▶ WORK TO BE COMPLETED
Give the data below again exactly as it stands. Omit the pictures.
• • • •
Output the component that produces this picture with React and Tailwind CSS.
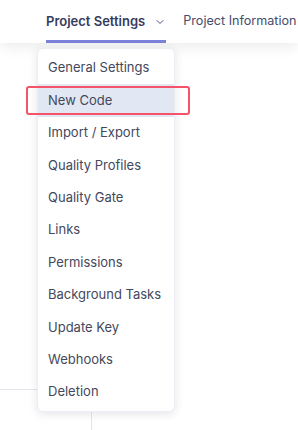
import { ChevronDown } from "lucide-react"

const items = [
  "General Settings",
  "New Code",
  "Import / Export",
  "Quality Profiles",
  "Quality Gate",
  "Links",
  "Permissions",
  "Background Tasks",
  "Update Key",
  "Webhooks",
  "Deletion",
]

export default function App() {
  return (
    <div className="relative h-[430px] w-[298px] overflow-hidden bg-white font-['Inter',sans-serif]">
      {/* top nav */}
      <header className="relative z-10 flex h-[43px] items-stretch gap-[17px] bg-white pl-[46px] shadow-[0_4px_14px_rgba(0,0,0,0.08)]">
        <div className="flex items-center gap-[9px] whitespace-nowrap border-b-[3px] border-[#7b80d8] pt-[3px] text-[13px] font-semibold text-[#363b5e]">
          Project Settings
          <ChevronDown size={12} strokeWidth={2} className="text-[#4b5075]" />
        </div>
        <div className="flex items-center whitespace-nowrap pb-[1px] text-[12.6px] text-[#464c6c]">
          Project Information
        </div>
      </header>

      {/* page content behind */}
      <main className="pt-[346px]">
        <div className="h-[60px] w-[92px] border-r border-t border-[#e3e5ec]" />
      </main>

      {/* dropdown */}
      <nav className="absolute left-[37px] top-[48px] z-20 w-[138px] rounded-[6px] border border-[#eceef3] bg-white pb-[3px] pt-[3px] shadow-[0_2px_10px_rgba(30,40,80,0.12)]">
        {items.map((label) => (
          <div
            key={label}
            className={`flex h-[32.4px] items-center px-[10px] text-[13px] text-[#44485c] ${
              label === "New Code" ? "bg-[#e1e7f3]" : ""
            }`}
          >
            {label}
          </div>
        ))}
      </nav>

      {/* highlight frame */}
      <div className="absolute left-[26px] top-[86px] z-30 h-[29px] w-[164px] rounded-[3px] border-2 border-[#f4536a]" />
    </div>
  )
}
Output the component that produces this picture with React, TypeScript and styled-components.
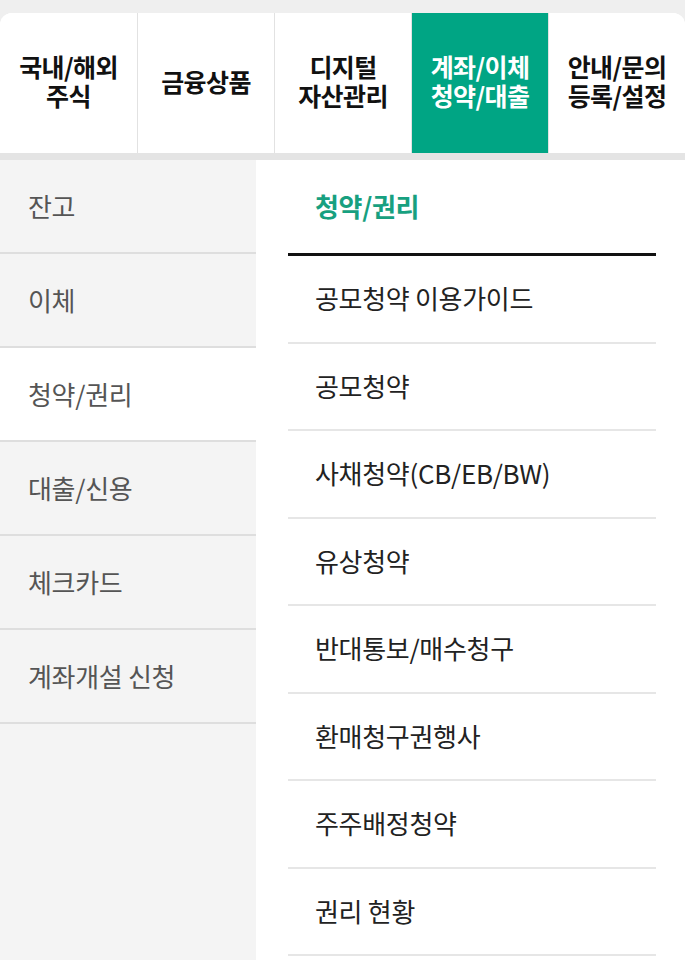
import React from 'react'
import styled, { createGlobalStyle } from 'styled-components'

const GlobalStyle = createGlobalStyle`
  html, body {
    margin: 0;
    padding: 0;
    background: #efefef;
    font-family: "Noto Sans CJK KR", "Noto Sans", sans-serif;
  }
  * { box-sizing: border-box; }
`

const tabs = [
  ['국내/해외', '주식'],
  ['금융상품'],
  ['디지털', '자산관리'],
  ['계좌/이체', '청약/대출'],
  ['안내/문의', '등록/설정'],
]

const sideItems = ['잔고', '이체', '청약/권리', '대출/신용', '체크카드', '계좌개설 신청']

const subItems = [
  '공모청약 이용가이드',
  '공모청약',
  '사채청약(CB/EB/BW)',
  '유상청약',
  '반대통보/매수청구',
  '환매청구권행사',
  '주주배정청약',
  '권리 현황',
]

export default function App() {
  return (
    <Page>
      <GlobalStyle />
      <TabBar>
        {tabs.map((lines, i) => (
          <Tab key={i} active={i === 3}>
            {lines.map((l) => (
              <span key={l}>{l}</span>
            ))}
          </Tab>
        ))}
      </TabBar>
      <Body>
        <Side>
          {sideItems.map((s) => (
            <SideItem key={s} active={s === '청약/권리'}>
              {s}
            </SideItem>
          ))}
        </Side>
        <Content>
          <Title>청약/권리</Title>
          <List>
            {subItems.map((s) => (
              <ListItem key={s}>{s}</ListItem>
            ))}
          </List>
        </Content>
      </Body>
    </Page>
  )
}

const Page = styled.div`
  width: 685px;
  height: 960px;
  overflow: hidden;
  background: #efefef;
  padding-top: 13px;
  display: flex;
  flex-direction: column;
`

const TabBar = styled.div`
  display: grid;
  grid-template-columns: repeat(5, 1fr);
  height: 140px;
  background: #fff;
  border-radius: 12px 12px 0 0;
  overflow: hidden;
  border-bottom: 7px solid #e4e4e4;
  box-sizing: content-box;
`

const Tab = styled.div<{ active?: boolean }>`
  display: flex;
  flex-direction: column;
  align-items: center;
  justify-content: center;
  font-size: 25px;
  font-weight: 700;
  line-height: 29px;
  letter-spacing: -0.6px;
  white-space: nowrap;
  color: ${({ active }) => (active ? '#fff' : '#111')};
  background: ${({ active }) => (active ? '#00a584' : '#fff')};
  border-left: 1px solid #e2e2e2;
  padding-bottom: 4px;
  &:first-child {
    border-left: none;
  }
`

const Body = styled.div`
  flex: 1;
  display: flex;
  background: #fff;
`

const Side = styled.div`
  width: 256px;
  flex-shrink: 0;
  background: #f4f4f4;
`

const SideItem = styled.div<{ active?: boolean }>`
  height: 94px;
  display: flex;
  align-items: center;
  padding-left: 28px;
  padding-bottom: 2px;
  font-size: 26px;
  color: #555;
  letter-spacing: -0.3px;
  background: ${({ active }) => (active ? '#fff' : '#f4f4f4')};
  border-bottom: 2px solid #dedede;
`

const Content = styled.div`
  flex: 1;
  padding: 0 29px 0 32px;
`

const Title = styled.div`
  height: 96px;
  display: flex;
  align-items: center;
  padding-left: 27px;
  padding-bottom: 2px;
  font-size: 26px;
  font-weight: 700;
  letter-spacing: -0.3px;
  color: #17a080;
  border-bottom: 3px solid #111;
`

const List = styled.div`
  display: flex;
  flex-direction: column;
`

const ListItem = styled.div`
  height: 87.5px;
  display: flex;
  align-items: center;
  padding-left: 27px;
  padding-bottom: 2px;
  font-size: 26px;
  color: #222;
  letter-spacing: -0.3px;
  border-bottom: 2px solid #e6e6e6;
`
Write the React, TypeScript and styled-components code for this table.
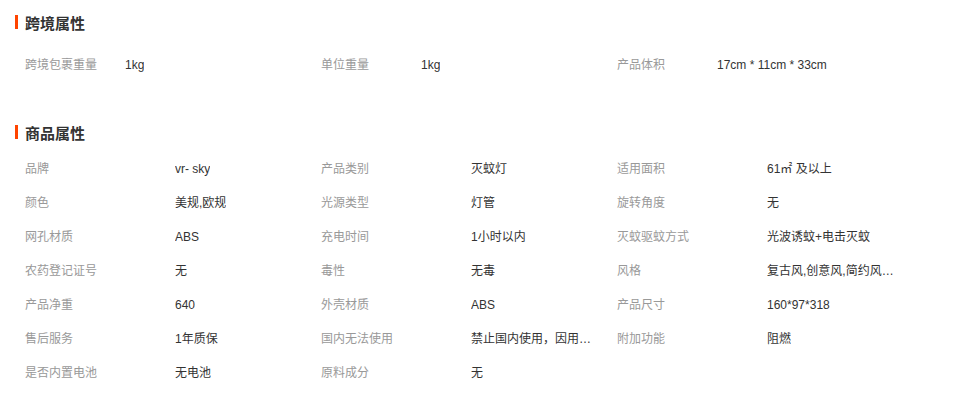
• • • •
▶ FULL SOLUTION
Output the component that produces this picture with React and Tailwind CSS.
import { ChevronDown } from "lucide-react"

const items = [
  "General Settings",
  "New Code",
  "Import / Export",
  "Quality Profiles",
  "Quality Gate",
  "Links",
  "Permissions",
  "Background Tasks",
  "Update Key",
  "Webhooks",
  "Deletion",
]

export default function App() {
  return (
    <div className="relative h-[430px] w-[298px] overflow-hidden bg-white font-['Inter',sans-serif]">
      {/* top nav */}
      <header className="relative z-10 flex h-[43px] items-stretch gap-[17px] bg-white pl-[46px] shadow-[0_4px_14px_rgba(0,0,0,0.08)]">
        <div className="flex items-center gap-[9px] whitespace-nowrap border-b-[3px] border-[#7b80d8] pt-[3px] text-[13px] font-semibold text-[#363b5e]">
          Project Settings
          <ChevronDown size={12} strokeWidth={2} className="text-[#4b5075]" />
        </div>
        <div className="flex items-center whitespace-nowrap pb-[1px] text-[12.6px] text-[#464c6c]">
          Project Information
        </div>
      </header>

      {/* page content behind */}
      <main className="pt-[346px]">
        <div className="h-[60px] w-[92px] border-r border-t border-[#e3e5ec]" />
      </main>

      {/* dropdown */}
      <nav className="absolute left-[37px] top-[48px] z-20 w-[138px] rounded-[6px] border border-[#eceef3] bg-white pb-[3px] pt-[3px] shadow-[0_2px_10px_rgba(30,40,80,0.12)]">
        {items.map((label) => (
          <div
            key={label}
            className={`flex h-[32.4px] items-center px-[10px] text-[13px] text-[#44485c] ${
              label === "New Code" ? "bg-[#e1e7f3]" : ""
            }`}
          >
            {label}
          </div>
        ))}
      </nav>

      {/* highlight frame */}
      <div className="absolute left-[26px] top-[86px] z-30 h-[29px] w-[164px] rounded-[3px] border-2 border-[#f4536a]" />
    </div>
  )
}
Output the component that produces this picture with React, TypeScript and styled-components.
import React from 'react'
import styled, { createGlobalStyle } from 'styled-components'

const GlobalStyle = createGlobalStyle`
  html, body {
    margin: 0;
    padding: 0;
    background: #efefef;
    font-family: "Noto Sans CJK KR", "Noto Sans", sans-serif;
  }
  * { box-sizing: border-box; }
`

const tabs = [
  ['국내/해외', '주식'],
  ['금융상품'],
  ['디지털', '자산관리'],
  ['계좌/이체', '청약/대출'],
  ['안내/문의', '등록/설정'],
]

const sideItems = ['잔고', '이체', '청약/권리', '대출/신용', '체크카드', '계좌개설 신청']

const subItems = [
  '공모청약 이용가이드',
  '공모청약',
  '사채청약(CB/EB/BW)',
  '유상청약',
  '반대통보/매수청구',
  '환매청구권행사',
  '주주배정청약',
  '권리 현황',
]

export default function App() {
  return (
    <Page>
      <GlobalStyle />
      <TabBar>
        {tabs.map((lines, i) => (
          <Tab key={i} active={i === 3}>
            {lines.map((l) => (
              <span key={l}>{l}</span>
            ))}
          </Tab>
        ))}
      </TabBar>
      <Body>
        <Side>
          {sideItems.map((s) => (
            <SideItem key={s} active={s === '청약/권리'}>
              {s}
            </SideItem>
          ))}
        </Side>
        <Content>
          <Title>청약/권리</Title>
          <List>
            {subItems.map((s) => (
              <ListItem key={s}>{s}</ListItem>
            ))}
          </List>
        </Content>
      </Body>
    </Page>
  )
}

const Page = styled.div`
  width: 685px;
  height: 960px;
  overflow: hidden;
  background: #efefef;
  padding-top: 13px;
  display: flex;
  flex-direction: column;
`

const TabBar = styled.div`
  display: grid;
  grid-template-columns: repeat(5, 1fr);
  height: 140px;
  background: #fff;
  border-radius: 12px 12px 0 0;
  overflow: hidden;
  border-bottom: 7px solid #e4e4e4;
  box-sizing: content-box;
`

const Tab = styled.div<{ active?: boolean }>`
  display: flex;
  flex-direction: column;
  align-items: center;
  justify-content: center;
  font-size: 25px;
  font-weight: 700;
  line-height: 29px;
  letter-spacing: -0.6px;
  white-space: nowrap;
  color: ${({ active }) => (active ? '#fff' : '#111')};
  background: ${({ active }) => (active ? '#00a584' : '#fff')};
  border-left: 1px solid #e2e2e2;
  padding-bottom: 4px;
  &:first-child {
    border-left: none;
  }
`

const Body = styled.div`
  flex: 1;
  display: flex;
  background: #fff;
`

const Side = styled.div`
  width: 256px;
  flex-shrink: 0;
  background: #f4f4f4;
`

const SideItem = styled.div<{ active?: boolean }>`
  height: 94px;
  display: flex;
  align-items: center;
  padding-left: 28px;
  padding-bottom: 2px;
  font-size: 26px;
  color: #555;
  letter-spacing: -0.3px;
  background: ${({ active }) => (active ? '#fff' : '#f4f4f4')};
  border-bottom: 2px solid #dedede;
`

const Content = styled.div`
  flex: 1;
  padding: 0 29px 0 32px;
`

const Title = styled.div`
  height: 96px;
  display: flex;
  align-items: center;
  padding-left: 27px;
  padding-bottom: 2px;
  font-size: 26px;
  font-weight: 700;
  letter-spacing: -0.3px;
  color: #17a080;
  border-bottom: 3px solid #111;
`

const List = styled.div`
  display: flex;
  flex-direction: column;
`

const ListItem = styled.div`
  height: 87.5px;
  display: flex;
  align-items: center;
  padding-left: 27px;
  padding-bottom: 2px;
  font-size: 26px;
  color: #222;
  letter-spacing: -0.3px;
  border-bottom: 2px solid #e6e6e6;
`
Write the React, TypeScript and styled-components code for this table.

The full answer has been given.